Mary agreed that the best way to handle difficult topics, such as Maggie’s behavior, are dependent on the situation. Maggie herself sometimes brings up ethical issues (for example, why God is typically referred to as a man). Mary explains that she doesn’t necessarily have control over where they are when they have these conversations. Andrew suggests that the best time to have ethical, difficult conversations depends, and that very tough questions shouldn’t be addressed at the dinner table.

Looking ahead: More collaboration and creating a “new normal”

Mary and Andrew’s goals for the future include making dinner a more collaborative process: deciding together what they should have, eating together and sharing the cleanup. They would like to establish more of a routine with dinners and to “form what it will look like when things are more normal.” In terms of establishing a routine, Mary has been learning how to be more flexible and to incorporate Maggie’s weekly schedule into her planning.

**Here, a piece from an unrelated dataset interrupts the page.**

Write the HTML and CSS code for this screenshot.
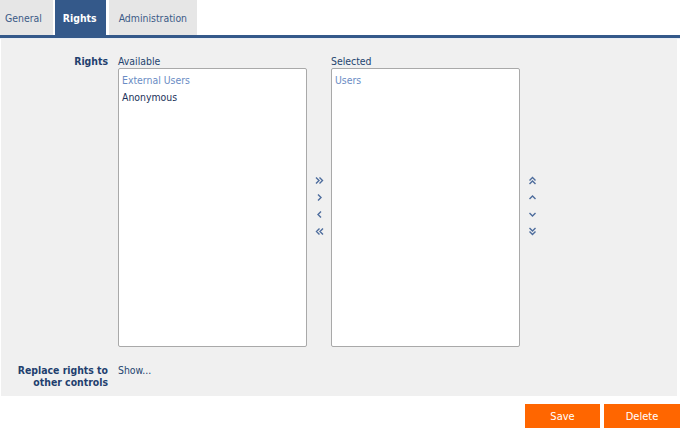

Both Andrew and Mary describe a successful dinner as one during which there is good, nourishing food, but also a connection with one another. To both of them, dinner means community, building relationships and talking about deeper issues (such as asking Maggie what she wants to achieve in life, discussing trouble with friends, etc).

When asked about their main priorities moving forward, Andrew hoped to establish new traditions together about what a family meal looks like and to teach Maggie the importance of the family meal. Mary also benefited from thinking about and articulating her goals, and being thoughtful about core family values.

Recommending The Family Dinner Project

Mary and Andrew agreed that the project offers great resources (for example, the blog). Mary reported using the conversation starters on the website. The couple also suggested that it would be great if there was a way to get together with other participating families, to make shared meals and talk about their experiences.